The roots can also be used for tea. I haven’t tried this yet, but I’ve had store-bought roasted dandelion root tea before, and it’s amazing. Rich and earthy, with no caffeine, and it’s good for digestion. 😊 As for the leaves, they can be a bit bitter, but work well tossed in a salad mixed with lettuce. My mom even used them in lieu of spinach in a lasagna the other day. Mixed with the cottage cheese, it was delicious! They definitely lost some of their bitterness after they were baked.
So basically, dandelions are lovely, interesting, and beneficial! If their sunny yellow colour isn’t enough to make you appreciate them, you can always try telling the time with their seeds, or see if you’d fancy a cup of tea. 😊
I hope you feel inspired by these happy bits of sunshine, and I look forward to hearing your thoughts in the comments.
Until next time, and happy dandelion-picking!

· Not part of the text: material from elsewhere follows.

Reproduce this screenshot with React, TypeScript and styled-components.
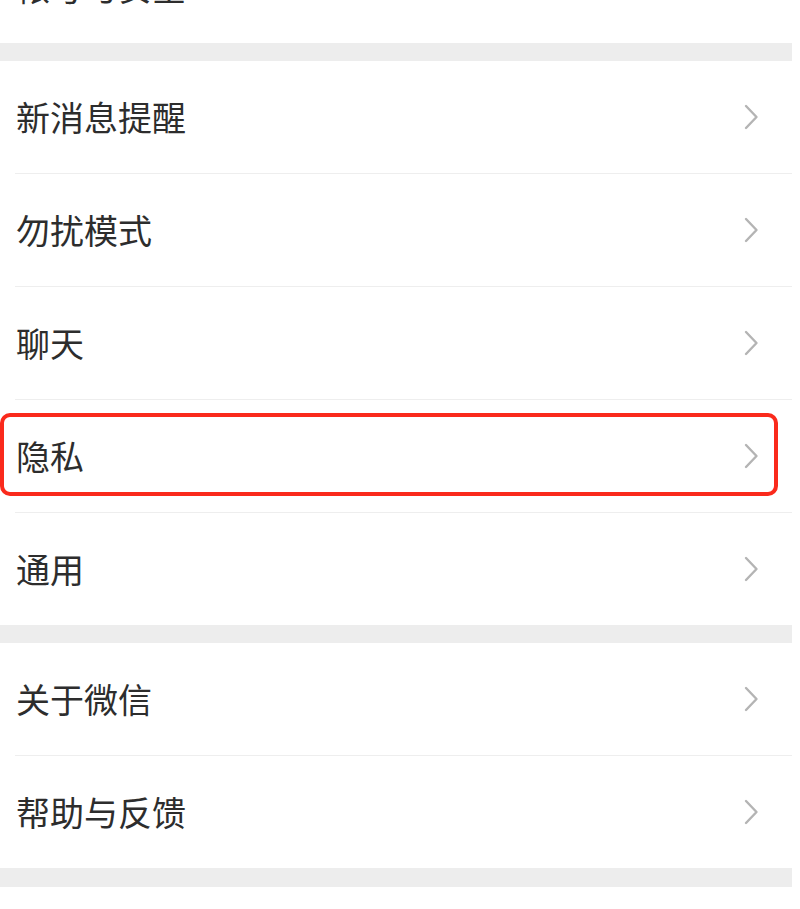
import React from 'react';
import styled, { createGlobalStyle } from 'styled-components';

const GlobalStyle = createGlobalStyle`
  html, body {
    margin: 0;
    padding: 0;
    background: #ffffff;
  }
  body {
    font-family: "Noto Sans CJK SC", "Noto Sans", sans-serif;
    overflow: hidden;
  }
`;

const Page = styled.div`
  width: 792px;
  margin-top: -69px; /* the first row is scrolled off the top */
  background: #ffffff;
`;

const Band = styled.div<{ $h: number }>`
  height: ${(p) => p.$h}px;
  background: #ededed;
`;

const Group = styled.div`
  background: #ffffff;
`;

const Row = styled.div`
  position: relative;
  padding-left: 15px;
  display: flex;

  &:last-child > div {
    border-bottom: none;
    height: 112px;
  }
`;

const RowInner = styled.div`
  flex: 1;
  height: 112px;
  box-sizing: content-box;
  display: flex;
  align-items: center;
  justify-content: space-between;
  padding-left: 1px;
  padding-right: 33px;
  border-bottom: 1px solid #eeeeee;
`;

const Label = styled.span`
  font-size: 34px;
  color: #2d2d2d;
  line-height: 1;
`;

const Chevron = styled.svg`
  width: 15px;
  height: 26px;
  flex-shrink: 0;
`;

const Highlight = styled.div`
  position: absolute;
  left: 0;
  right: 14px;
  top: 13px;
  bottom: 17px;
  border: 4px solid #fa2a1c;
  border-radius: 10px;
  pointer-events: none;
`;

const Arrow = () => (
  <Chevron viewBox="0 0 15 26">
    <path d="M2 2 L12.5 13 L2 24" fill="none" stroke="#b4b4b4" strokeWidth="2.4" strokeLinecap="round" strokeLinejoin="round" />
  </Chevron>
);

interface ItemProps {
  label: string;
  marked?: boolean;
}

const Item: React.FC<ItemProps> = ({ label, marked }) => (
  <Row>
    <RowInner>
      <Label>{label}</Label>
      <Arrow />
    </RowInner>
    {marked && <Highlight />}
  </Row>
);

const App: React.FC = () => (
  <>
    <GlobalStyle />
    <Page>
      <Group>
        <Item label="帐号与安全" />
      </Group>
      <Band $h={18} />
      <Group>
        <Item label="新消息提醒" />
        <Item label="勿扰模式" />
        <Item label="聊天" />
        <Item label="隐私" marked />
        <Item label="通用" />
      </Group>
      <Band $h={18} />
      <Group>
        <Item label="关于微信" />
        <Item label="帮助与反馈" />
      </Group>
      <Band $h={19} />
    </Page>
  </>
);

export default App;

*As with most edible things, some people might be allergic to dandelions or parts of dandelions. Just be cautious if you’ve never tried them before. Likewise, although the Internet boasts several benefits of consuming dandelions, certain people may experience different side effects due to medical conditions. Just be careful before consuming and do a little research to make sure it won’t be bad for you if you’re unsure. 😊
I consulted the Language of Flowers illustrated by Kate Greenaway and first published by Routledge (London) in 1884 to find the meaning of the dandelion. The copy I have – linked here – is an unabridged reproduction by Dover Publications (New York) in 1992. I got more information on its appearance in folklore by consulting The Child and Childhood in Folk Thought by Alexander Francis Chamberlain, available on Google books. This was originally published in 1896 by Macmillan & Co (New York and London).
I found the eBook version through this article from Coffee House Writers, which was very interesting.